Task to carry out
Your task is to print exactly the lines from the line that contains "Generate a web" through the line that contains "h-[616px] overflow-hidden flex", with pictures left out.

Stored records
+++
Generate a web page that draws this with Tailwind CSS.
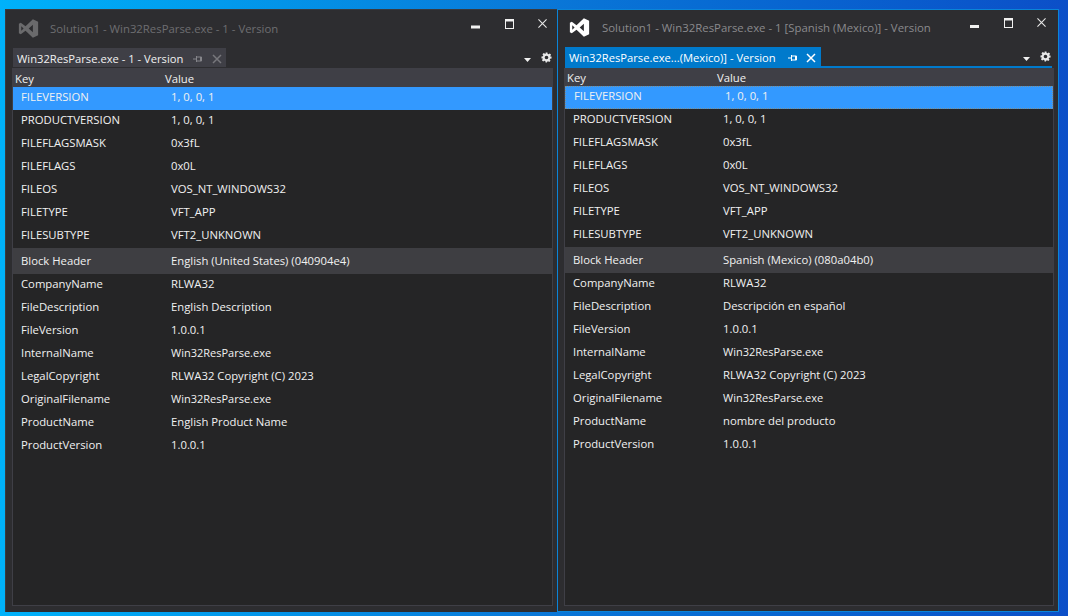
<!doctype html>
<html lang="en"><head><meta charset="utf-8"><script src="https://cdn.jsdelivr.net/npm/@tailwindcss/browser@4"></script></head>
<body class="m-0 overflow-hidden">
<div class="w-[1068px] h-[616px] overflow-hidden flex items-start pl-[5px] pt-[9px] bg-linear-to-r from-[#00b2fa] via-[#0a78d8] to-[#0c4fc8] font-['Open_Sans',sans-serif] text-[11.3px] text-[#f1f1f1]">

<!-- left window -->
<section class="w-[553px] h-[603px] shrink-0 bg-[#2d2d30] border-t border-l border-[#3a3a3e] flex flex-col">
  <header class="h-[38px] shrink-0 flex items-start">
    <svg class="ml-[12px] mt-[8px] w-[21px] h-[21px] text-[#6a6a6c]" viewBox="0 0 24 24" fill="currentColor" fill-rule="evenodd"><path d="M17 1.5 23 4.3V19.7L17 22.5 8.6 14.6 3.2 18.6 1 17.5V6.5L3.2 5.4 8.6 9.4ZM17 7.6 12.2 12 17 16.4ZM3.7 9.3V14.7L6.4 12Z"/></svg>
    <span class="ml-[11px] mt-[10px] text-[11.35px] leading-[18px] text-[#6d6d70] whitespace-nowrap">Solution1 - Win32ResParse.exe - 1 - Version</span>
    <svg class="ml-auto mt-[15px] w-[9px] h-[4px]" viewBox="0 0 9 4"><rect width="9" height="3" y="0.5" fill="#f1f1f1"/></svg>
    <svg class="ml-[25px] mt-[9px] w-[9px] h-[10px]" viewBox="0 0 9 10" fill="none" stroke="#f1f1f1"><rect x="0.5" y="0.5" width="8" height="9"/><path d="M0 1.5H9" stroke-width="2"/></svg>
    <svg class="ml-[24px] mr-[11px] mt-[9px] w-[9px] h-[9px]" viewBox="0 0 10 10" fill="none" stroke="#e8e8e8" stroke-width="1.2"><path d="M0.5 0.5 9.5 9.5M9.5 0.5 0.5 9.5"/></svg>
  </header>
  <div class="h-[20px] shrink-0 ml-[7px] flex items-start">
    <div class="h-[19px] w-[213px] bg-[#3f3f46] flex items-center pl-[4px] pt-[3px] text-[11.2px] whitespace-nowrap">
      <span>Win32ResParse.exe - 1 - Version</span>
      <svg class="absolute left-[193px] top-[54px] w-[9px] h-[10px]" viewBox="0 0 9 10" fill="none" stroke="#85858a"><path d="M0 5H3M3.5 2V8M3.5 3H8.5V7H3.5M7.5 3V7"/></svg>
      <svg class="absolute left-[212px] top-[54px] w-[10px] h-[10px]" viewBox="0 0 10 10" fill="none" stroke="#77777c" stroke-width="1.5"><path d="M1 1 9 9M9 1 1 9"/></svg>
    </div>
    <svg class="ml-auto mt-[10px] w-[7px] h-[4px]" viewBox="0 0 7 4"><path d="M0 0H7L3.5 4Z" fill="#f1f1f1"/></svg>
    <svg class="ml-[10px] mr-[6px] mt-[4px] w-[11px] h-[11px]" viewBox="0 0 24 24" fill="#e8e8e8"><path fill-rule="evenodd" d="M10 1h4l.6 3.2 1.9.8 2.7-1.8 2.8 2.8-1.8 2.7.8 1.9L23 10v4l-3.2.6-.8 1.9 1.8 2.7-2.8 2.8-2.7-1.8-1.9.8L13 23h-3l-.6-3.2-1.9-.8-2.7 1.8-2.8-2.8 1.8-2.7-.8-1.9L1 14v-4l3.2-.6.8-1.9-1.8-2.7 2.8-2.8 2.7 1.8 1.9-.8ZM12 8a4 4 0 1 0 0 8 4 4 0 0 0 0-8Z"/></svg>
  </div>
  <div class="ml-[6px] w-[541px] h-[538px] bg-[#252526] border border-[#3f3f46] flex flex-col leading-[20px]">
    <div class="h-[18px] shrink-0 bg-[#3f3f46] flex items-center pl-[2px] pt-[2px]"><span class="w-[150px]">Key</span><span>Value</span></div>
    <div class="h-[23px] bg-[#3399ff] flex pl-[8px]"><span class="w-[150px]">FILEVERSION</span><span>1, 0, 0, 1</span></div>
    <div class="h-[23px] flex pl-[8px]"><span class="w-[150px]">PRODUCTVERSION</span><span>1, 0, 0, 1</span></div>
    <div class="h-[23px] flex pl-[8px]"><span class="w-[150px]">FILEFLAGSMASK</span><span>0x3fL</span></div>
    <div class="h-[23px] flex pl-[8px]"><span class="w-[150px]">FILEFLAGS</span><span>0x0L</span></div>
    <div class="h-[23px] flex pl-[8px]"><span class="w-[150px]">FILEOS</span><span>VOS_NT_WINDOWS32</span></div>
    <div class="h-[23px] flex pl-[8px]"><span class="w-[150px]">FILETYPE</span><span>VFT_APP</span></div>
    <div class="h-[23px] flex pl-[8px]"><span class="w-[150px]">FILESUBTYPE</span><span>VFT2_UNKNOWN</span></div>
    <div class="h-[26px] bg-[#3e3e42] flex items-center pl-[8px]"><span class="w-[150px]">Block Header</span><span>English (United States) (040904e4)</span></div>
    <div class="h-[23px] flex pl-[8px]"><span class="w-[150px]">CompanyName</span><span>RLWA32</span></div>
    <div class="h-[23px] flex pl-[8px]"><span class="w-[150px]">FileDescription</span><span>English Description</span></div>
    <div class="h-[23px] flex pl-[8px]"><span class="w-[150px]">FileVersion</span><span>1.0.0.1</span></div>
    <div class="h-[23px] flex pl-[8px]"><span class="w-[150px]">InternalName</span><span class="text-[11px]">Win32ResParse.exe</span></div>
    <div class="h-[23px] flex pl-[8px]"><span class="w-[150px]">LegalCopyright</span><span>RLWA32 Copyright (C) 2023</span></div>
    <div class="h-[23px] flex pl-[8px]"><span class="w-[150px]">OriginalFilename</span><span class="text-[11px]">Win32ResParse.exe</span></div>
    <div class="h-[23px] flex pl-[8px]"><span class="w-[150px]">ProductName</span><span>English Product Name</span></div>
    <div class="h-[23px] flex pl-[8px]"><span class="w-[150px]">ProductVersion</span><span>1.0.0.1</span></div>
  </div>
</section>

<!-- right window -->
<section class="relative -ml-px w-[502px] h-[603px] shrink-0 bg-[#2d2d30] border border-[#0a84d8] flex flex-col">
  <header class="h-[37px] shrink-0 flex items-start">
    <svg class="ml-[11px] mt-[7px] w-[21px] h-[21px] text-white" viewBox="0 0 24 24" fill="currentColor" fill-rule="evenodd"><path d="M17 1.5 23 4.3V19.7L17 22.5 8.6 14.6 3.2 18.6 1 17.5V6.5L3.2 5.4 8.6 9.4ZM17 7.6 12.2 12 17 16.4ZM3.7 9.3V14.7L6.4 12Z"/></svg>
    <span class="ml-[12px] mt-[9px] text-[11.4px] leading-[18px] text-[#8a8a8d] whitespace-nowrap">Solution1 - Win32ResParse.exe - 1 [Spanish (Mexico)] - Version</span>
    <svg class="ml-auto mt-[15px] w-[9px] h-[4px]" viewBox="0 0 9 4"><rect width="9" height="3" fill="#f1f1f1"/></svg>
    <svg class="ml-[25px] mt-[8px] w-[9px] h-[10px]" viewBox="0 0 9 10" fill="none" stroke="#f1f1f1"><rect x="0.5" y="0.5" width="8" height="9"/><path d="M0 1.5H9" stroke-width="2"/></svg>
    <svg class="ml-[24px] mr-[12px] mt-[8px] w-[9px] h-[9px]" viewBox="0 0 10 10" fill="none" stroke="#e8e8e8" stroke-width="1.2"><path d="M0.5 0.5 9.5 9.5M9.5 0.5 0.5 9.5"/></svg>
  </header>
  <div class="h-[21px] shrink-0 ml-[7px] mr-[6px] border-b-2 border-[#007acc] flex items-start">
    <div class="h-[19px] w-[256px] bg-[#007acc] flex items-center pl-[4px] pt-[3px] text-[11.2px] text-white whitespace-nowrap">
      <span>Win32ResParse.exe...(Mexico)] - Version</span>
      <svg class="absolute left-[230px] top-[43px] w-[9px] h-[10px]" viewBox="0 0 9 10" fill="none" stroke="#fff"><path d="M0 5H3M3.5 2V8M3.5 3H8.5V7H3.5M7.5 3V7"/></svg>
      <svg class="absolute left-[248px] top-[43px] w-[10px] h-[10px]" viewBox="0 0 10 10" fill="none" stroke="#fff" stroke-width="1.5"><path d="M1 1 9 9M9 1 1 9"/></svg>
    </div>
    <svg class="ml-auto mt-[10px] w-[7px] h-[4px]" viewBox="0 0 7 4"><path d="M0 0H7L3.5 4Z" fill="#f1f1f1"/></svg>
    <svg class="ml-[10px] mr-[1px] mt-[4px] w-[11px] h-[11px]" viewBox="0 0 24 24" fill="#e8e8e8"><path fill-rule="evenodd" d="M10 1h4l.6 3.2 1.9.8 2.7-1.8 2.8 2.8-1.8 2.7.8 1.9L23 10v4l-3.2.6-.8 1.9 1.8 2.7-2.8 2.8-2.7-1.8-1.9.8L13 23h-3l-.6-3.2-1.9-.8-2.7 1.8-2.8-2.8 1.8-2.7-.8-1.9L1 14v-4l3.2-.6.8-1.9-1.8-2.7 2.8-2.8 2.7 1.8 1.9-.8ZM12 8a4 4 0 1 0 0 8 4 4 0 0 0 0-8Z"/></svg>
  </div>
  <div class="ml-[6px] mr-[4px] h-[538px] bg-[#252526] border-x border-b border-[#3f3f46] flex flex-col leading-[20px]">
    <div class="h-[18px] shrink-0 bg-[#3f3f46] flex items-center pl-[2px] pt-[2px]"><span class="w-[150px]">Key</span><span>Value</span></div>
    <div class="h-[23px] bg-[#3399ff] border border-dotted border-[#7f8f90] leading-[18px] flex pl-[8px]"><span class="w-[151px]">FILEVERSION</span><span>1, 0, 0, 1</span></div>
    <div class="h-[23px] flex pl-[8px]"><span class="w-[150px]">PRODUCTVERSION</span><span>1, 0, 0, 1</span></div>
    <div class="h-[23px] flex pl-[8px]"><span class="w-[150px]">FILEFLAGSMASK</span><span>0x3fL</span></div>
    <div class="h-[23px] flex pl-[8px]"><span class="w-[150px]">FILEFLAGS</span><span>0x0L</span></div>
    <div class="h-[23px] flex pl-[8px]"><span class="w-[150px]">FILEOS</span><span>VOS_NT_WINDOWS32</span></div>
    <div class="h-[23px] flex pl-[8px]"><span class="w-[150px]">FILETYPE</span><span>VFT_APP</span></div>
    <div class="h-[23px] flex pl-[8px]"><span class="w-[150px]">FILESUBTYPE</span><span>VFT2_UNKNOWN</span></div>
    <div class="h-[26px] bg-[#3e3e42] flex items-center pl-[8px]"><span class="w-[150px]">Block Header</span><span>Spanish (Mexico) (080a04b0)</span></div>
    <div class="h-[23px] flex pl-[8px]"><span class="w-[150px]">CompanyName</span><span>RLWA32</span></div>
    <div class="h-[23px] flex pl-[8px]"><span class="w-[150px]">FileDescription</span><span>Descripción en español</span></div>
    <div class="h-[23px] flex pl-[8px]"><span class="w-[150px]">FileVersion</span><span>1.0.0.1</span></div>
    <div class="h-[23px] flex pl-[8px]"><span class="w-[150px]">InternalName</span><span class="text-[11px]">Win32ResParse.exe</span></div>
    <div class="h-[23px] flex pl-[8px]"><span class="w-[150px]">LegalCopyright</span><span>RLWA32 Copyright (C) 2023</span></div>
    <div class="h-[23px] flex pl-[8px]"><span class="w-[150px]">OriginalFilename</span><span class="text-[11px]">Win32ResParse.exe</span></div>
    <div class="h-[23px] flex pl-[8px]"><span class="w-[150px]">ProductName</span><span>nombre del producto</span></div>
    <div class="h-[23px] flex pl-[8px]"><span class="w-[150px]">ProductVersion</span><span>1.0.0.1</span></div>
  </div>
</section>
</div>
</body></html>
+++
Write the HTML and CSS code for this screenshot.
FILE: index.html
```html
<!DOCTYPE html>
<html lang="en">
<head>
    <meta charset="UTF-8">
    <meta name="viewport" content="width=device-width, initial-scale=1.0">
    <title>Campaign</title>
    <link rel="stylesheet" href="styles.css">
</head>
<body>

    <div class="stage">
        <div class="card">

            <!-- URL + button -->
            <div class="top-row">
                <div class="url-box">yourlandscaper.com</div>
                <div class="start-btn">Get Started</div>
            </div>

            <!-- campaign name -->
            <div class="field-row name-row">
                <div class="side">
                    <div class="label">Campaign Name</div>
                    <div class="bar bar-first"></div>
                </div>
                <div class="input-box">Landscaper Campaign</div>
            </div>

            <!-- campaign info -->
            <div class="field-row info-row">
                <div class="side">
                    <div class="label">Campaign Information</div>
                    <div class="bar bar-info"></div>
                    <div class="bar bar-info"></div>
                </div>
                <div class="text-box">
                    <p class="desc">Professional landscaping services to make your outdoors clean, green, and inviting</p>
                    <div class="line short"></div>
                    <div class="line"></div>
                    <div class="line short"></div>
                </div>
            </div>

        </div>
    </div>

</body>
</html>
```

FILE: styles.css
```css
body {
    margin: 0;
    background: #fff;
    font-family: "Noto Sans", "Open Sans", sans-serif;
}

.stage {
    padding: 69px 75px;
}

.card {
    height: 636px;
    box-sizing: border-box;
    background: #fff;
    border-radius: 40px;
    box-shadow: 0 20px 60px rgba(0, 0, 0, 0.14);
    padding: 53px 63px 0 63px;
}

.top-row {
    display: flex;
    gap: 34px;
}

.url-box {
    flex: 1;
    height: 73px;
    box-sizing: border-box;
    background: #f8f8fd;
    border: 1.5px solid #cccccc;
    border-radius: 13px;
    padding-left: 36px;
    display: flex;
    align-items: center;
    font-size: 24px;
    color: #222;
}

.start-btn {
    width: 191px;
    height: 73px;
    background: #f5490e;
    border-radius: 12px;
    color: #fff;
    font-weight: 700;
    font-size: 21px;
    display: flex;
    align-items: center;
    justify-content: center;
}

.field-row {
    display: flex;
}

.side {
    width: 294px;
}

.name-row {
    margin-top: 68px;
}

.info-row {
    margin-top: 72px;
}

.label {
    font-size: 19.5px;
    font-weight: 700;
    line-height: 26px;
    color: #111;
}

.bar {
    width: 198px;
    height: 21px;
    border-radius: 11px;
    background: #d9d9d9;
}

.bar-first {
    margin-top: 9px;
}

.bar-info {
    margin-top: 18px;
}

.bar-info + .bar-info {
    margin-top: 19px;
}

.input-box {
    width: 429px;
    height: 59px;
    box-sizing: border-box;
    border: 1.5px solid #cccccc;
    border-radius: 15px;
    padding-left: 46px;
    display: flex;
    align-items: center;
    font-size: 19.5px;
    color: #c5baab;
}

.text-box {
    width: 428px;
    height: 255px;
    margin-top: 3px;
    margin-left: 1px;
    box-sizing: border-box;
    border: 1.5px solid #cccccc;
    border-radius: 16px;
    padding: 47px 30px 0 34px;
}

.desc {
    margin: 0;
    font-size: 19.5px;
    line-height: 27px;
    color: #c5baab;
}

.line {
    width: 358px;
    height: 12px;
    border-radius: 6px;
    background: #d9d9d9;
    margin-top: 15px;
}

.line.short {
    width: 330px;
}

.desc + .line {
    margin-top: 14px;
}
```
+++
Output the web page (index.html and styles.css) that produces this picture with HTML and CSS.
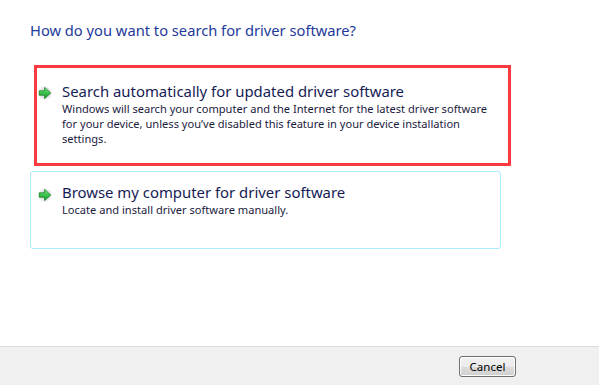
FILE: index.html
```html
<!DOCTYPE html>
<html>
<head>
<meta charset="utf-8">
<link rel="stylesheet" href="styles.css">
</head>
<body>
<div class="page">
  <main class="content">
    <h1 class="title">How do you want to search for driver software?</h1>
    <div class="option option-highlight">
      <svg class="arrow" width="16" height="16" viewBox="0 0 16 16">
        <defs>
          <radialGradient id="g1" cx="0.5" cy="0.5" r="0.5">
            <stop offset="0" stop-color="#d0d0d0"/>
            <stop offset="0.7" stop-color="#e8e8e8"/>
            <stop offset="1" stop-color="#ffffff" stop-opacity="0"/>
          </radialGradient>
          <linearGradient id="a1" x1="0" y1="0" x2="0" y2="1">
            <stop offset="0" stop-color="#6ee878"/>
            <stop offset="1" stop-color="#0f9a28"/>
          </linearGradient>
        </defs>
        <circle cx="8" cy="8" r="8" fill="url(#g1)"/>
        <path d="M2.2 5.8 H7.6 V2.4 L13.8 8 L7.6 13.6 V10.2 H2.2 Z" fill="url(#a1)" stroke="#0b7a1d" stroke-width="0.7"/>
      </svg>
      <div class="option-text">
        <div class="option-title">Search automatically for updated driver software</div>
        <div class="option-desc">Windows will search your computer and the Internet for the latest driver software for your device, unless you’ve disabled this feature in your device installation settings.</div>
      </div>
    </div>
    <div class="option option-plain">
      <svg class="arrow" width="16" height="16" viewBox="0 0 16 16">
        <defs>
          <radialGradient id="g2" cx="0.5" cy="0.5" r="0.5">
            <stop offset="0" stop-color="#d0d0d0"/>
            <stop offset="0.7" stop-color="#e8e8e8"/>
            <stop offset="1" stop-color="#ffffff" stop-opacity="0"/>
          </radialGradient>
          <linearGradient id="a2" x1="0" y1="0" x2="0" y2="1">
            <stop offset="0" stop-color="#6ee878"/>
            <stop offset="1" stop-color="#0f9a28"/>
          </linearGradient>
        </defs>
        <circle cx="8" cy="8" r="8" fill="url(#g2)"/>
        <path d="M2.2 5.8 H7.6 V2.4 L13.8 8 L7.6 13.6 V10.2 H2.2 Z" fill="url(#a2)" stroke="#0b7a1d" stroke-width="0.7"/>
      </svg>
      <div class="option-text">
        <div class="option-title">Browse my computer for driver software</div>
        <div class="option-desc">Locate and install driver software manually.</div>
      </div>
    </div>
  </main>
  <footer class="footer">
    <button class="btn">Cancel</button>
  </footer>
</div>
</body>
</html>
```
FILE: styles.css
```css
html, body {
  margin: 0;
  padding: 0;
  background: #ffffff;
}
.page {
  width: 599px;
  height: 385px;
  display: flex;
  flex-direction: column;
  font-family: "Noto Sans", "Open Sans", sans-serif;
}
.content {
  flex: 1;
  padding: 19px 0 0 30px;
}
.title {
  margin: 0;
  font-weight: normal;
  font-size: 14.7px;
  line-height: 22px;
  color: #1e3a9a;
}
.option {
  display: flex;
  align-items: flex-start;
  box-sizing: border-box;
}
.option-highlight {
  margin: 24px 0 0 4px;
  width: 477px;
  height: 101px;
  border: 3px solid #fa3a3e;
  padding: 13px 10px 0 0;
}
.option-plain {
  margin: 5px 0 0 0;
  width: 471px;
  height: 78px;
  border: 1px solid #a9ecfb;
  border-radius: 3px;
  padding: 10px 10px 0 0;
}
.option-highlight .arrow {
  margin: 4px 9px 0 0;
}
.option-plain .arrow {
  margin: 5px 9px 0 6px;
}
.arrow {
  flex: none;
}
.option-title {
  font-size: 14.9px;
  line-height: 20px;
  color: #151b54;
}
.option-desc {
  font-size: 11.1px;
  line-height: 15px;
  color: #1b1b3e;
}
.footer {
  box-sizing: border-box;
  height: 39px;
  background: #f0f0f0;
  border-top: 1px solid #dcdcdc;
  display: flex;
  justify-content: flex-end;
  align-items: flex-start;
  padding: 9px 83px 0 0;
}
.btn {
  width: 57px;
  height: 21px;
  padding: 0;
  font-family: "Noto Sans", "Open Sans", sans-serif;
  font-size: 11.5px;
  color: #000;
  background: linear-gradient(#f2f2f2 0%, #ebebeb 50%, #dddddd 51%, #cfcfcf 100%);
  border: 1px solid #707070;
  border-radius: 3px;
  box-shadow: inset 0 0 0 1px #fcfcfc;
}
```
+++
Final answer
Generate a web page that draws this with Tailwind CSS.
<!doctype html>
<html lang="en"><head><meta charset="utf-8"><script src="https://cdn.jsdelivr.net/npm/@tailwindcss/browser@4"></script></head>
<body class="m-0 overflow-hidden">
<div class="w-[1068px] h-[616px] overflow-hidden flex items-start pl-[5px] pt-[9px] bg-linear-to-r from-[#00b2fa] via-[#0a78d8] to-[#0c4fc8] font-['Open_Sans',sans-serif] text-[11.3px] text-[#f1f1f1]">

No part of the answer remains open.